### What this task involves
Repeat the material verbatim. Images are excluded from the copy.
═══
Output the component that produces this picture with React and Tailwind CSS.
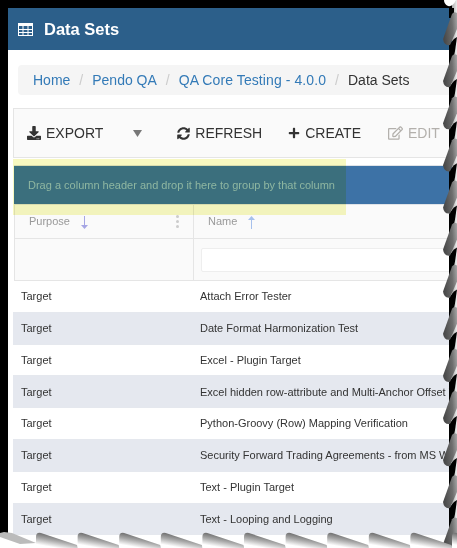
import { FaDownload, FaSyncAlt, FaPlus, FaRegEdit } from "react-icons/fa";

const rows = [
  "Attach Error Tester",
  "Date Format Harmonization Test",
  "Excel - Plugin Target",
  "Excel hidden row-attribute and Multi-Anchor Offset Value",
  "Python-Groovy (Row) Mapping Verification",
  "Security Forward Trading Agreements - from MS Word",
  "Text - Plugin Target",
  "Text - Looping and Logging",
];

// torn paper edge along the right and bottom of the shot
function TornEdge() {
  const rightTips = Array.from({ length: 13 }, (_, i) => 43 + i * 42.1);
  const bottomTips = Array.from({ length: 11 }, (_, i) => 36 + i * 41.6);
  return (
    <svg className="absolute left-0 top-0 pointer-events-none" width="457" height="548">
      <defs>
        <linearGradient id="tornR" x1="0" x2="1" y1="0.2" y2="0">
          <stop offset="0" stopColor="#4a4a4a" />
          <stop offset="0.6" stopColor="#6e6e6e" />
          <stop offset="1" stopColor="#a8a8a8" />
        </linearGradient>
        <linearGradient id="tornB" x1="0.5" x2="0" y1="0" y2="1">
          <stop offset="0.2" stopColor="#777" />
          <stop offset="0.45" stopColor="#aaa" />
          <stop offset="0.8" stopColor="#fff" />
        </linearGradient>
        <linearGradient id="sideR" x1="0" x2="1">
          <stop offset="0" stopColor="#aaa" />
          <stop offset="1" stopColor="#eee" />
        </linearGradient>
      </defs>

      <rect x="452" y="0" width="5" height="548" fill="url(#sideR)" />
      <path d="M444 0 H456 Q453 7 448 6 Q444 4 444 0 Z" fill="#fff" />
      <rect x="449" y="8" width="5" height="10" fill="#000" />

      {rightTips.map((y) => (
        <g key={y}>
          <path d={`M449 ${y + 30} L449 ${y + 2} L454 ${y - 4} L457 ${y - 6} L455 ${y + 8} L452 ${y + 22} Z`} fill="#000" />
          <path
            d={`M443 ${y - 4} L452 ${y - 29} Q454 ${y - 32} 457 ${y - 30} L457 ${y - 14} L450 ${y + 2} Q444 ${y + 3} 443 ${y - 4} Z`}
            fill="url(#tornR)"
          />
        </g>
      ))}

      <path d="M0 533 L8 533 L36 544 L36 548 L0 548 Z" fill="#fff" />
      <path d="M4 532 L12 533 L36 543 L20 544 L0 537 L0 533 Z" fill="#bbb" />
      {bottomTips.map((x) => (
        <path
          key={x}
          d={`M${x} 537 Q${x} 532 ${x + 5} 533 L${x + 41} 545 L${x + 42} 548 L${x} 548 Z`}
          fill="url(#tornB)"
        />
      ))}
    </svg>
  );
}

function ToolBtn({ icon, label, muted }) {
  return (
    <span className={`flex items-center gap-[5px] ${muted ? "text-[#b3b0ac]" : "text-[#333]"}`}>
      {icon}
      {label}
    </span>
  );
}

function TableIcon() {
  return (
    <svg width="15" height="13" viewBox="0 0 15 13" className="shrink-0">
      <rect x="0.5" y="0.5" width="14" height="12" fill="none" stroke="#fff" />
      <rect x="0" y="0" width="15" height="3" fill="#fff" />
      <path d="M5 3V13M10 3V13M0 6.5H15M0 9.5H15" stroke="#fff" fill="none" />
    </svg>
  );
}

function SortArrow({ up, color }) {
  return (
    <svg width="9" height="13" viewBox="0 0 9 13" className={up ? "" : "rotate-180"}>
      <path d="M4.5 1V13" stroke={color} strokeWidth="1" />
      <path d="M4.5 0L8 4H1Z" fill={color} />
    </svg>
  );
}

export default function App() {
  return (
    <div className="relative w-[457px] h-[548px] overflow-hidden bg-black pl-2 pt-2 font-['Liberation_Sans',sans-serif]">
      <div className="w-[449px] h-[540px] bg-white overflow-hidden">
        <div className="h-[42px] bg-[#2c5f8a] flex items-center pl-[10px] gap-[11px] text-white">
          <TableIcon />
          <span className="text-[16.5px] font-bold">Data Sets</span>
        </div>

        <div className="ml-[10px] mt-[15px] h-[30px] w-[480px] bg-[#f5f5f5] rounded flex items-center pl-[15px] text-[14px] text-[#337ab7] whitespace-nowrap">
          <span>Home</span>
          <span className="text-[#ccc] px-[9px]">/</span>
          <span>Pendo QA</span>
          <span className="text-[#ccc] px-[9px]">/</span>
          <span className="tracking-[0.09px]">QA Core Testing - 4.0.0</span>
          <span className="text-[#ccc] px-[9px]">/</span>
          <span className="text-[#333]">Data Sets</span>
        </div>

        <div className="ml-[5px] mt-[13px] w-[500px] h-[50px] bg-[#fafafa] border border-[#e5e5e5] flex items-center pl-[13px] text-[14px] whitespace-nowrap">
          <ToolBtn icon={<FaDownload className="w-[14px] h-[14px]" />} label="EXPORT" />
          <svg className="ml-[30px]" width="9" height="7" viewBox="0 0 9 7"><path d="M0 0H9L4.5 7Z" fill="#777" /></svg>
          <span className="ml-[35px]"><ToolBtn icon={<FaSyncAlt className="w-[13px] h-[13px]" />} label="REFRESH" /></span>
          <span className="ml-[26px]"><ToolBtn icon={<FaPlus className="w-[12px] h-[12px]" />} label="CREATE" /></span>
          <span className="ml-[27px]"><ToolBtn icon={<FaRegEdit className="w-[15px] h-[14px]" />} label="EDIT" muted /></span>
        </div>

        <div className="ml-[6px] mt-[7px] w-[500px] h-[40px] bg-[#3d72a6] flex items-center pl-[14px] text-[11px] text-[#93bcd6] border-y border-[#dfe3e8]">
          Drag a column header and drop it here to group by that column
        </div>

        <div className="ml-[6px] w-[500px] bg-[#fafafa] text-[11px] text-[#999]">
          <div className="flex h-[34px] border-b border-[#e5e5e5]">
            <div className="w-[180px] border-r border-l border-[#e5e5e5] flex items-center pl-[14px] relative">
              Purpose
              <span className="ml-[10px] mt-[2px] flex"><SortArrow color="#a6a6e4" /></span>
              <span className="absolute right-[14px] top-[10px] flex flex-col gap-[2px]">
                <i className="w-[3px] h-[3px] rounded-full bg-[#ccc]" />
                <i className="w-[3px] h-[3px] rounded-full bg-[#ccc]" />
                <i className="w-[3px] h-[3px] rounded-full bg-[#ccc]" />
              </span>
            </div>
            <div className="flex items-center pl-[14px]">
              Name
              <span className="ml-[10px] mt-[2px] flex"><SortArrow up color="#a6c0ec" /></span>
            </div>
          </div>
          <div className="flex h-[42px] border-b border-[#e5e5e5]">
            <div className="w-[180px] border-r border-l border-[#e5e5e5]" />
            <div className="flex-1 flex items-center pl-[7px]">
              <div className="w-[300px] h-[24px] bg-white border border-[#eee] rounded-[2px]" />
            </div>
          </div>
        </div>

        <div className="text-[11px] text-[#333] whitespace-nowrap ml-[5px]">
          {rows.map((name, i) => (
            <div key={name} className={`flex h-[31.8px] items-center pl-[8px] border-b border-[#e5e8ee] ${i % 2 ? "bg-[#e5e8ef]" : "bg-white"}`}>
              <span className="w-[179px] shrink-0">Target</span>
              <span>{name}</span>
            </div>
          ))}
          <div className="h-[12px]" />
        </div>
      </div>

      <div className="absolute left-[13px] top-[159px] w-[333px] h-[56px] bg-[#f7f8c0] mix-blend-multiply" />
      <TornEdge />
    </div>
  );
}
═══
### Exercise result
Output the component that produces this picture with React and Tailwind CSS.
import { FaDownload, FaSyncAlt, FaPlus, FaRegEdit } from "react-icons/fa";

const rows = [
  "Attach Error Tester",
  "Date Format Harmonization Test",
  "Excel - Plugin Target",
  "Excel hidden row-attribute and Multi-Anchor Offset Value",
  "Python-Groovy (Row) Mapping Verification",
  "Security Forward Trading Agreements - from MS Word",
  "Text - Plugin Target",
  "Text - Looping and Logging",
];

// torn paper edge along the right and bottom of the shot
function TornEdge() {
  const rightTips = Array.from({ length: 13 }, (_, i) => 43 + i * 42.1);
  const bottomTips = Array.from({ length: 11 }, (_, i) => 36 + i * 41.6);
  return (
    <svg className="absolute left-0 top-0 pointer-events-none" width="457" height="548">
      <defs>
        <linearGradient id="tornR" x1="0" x2="1" y1="0.2" y2="0">
          <stop offset="0" stopColor="#4a4a4a" />
          <stop offset="0.6" stopColor="#6e6e6e" />
          <stop offset="1" stopColor="#a8a8a8" />
        </linearGradient>
        <linearGradient id="tornB" x1="0.5" x2="0" y1="0" y2="1">
          <stop offset="0.2" stopColor="#777" />
          <stop offset="0.45" stopColor="#aaa" />
          <stop offset="0.8" stopColor="#fff" />
        </linearGradient>
        <linearGradient id="sideR" x1="0" x2="1">
          <stop offset="0" stopColor="#aaa" />
          <stop offset="1" stopColor="#eee" />
        </linearGradient>
      </defs>

      <rect x="452" y="0" width="5" height="548" fill="url(#sideR)" />
      <path d="M444 0 H456 Q453 7 448 6 Q444 4 444 0 Z" fill="#fff" />
      <rect x="449" y="8" width="5" height="10" fill="#000" />

      {rightTips.map((y) => (
        <g key={y}>
          <path d={`M449 ${y + 30} L449 ${y + 2} L454 ${y - 4} L457 ${y - 6} L455 ${y + 8} L452 ${y + 22} Z`} fill="#000" />
          <path
            d={`M443 ${y - 4} L452 ${y - 29} Q454 ${y - 32} 457 ${y - 30} L457 ${y - 14} L450 ${y + 2} Q444 ${y + 3} 443 ${y - 4} Z`}
            fill="url(#tornR)"
          />
        </g>
      ))}

      <path d="M0 533 L8 533 L36 544 L36 548 L0 548 Z" fill="#fff" />
      <path d="M4 532 L12 533 L36 543 L20 544 L0 537 L0 533 Z" fill="#bbb" />
      {bottomTips.map((x) => (
        <path
          key={x}
          d={`M${x} 537 Q${x} 532 ${x + 5} 533 L${x + 41} 545 L${x + 42} 548 L${x} 548 Z`}
          fill="url(#tornB)"
        />
      ))}
    </svg>
  );
}

function ToolBtn({ icon, label, muted }) {
  return (
    <span className={`flex items-center gap-[5px] ${muted ? "text-[#b3b0ac]" : "text-[#333]"}`}>
      {icon}
      {label}
    </span>
  );
}

function TableIcon() {
  return (
    <svg width="15" height="13" viewBox="0 0 15 13" className="shrink-0">
      <rect x="0.5" y="0.5" width="14" height="12" fill="none" stroke="#fff" />
      <rect x="0" y="0" width="15" height="3" fill="#fff" />
      <path d="M5 3V13M10 3V13M0 6.5H15M0 9.5H15" stroke="#fff" fill="none" />
    </svg>
  );
}

function SortArrow({ up, color }) {
  return (
    <svg width="9" height="13" viewBox="0 0 9 13" className={up ? "" : "rotate-180"}>
      <path d="M4.5 1V13" stroke={color} strokeWidth="1" />
      <path d="M4.5 0L8 4H1Z" fill={color} />
    </svg>
  );
}

export default function App() {
  return (
    <div className="relative w-[457px] h-[548px] overflow-hidden bg-black pl-2 pt-2 font-['Liberation_Sans',sans-serif]">
      <div className="w-[449px] h-[540px] bg-white overflow-hidden">
        <div className="h-[42px] bg-[#2c5f8a] flex items-center pl-[10px] gap-[11px] text-white">
          <TableIcon />
          <span className="text-[16.5px] font-bold">Data Sets</span>
        </div>

        <div className="ml-[10px] mt-[15px] h-[30px] w-[480px] bg-[#f5f5f5] rounded flex items-center pl-[15px] text-[14px] text-[#337ab7] whitespace-nowrap">
          <span>Home</span>
          <span className="text-[#ccc] px-[9px]">/</span>
          <span>Pendo QA</span>
          <span className="text-[#ccc] px-[9px]">/</span>
          <span className="tracking-[0.09px]">QA Core Testing - 4.0.0</span>
          <span className="text-[#ccc] px-[9px]">/</span>
          <span className="text-[#333]">Data Sets</span>
        </div>

        <div className="ml-[5px] mt-[13px] w-[500px] h-[50px] bg-[#fafafa] border border-[#e5e5e5] flex items-center pl-[13px] text-[14px] whitespace-nowrap">
          <ToolBtn icon={<FaDownload className="w-[14px] h-[14px]" />} label="EXPORT" />
          <svg className="ml-[30px]" width="9" height="7" viewBox="0 0 9 7"><path d="M0 0H9L4.5 7Z" fill="#777" /></svg>
          <span className="ml-[35px]"><ToolBtn icon={<FaSyncAlt className="w-[13px] h-[13px]" />} label="REFRESH" /></span>
          <span className="ml-[26px]"><ToolBtn icon={<FaPlus className="w-[12px] h-[12px]" />} label="CREATE" /></span>
          <span className="ml-[27px]"><ToolBtn icon={<FaRegEdit className="w-[15px] h-[14px]" />} label="EDIT" muted /></span>
        </div>

        <div className="ml-[6px] mt-[7px] w-[500px] h-[40px] bg-[#3d72a6] flex items-center pl-[14px] text-[11px] text-[#93bcd6] border-y border-[#dfe3e8]">
          Drag a column header and drop it here to group by that column
        </div>

        <div className="ml-[6px] w-[500px] bg-[#fafafa] text-[11px] text-[#999]">
          <div className="flex h-[34px] border-b border-[#e5e5e5]">
            <div className="w-[180px] border-r border-l border-[#e5e5e5] flex items-center pl-[14px] relative">
              Purpose
              <span className="ml-[10px] mt-[2px] flex"><SortArrow color="#a6a6e4" /></span>
              <span className="absolute right-[14px] top-[10px] flex flex-col gap-[2px]">
                <i className="w-[3px] h-[3px] rounded-full bg-[#ccc]" />
                <i className="w-[3px] h-[3px] rounded-full bg-[#ccc]" />
                <i className="w-[3px] h-[3px] rounded-full bg-[#ccc]" />
              </span>
            </div>
            <div className="flex items-center pl-[14px]">
              Name
              <span className="ml-[10px] mt-[2px] flex"><SortArrow up color="#a6c0ec" /></span>
            </div>
          </div>
          <div className="flex h-[42px] border-b border-[#e5e5e5]">
            <div className="w-[180px] border-r border-l border-[#e5e5e5]" />
            <div className="flex-1 flex items-center pl-[7px]">
              <div className="w-[300px] h-[24px] bg-white border border-[#eee] rounded-[2px]" />
            </div>
          </div>
        </div>

        <div className="text-[11px] text-[#333] whitespace-nowrap ml-[5px]">
          {rows.map((name, i) => (
            <div key={name} className={`flex h-[31.8px] items-center pl-[8px] border-b border-[#e5e8ee] ${i % 2 ? "bg-[#e5e8ef]" : "bg-white"}`}>
              <span className="w-[179px] shrink-0">Target</span>
              <span>{name}</span>
            </div>
          ))}
          <div className="h-[12px]" />
        </div>
      </div>

      <div className="absolute left-[13px] top-[159px] w-[333px] h-[56px] bg-[#f7f8c0] mix-blend-multiply" />
      <TornEdge />
    </div>
  );
}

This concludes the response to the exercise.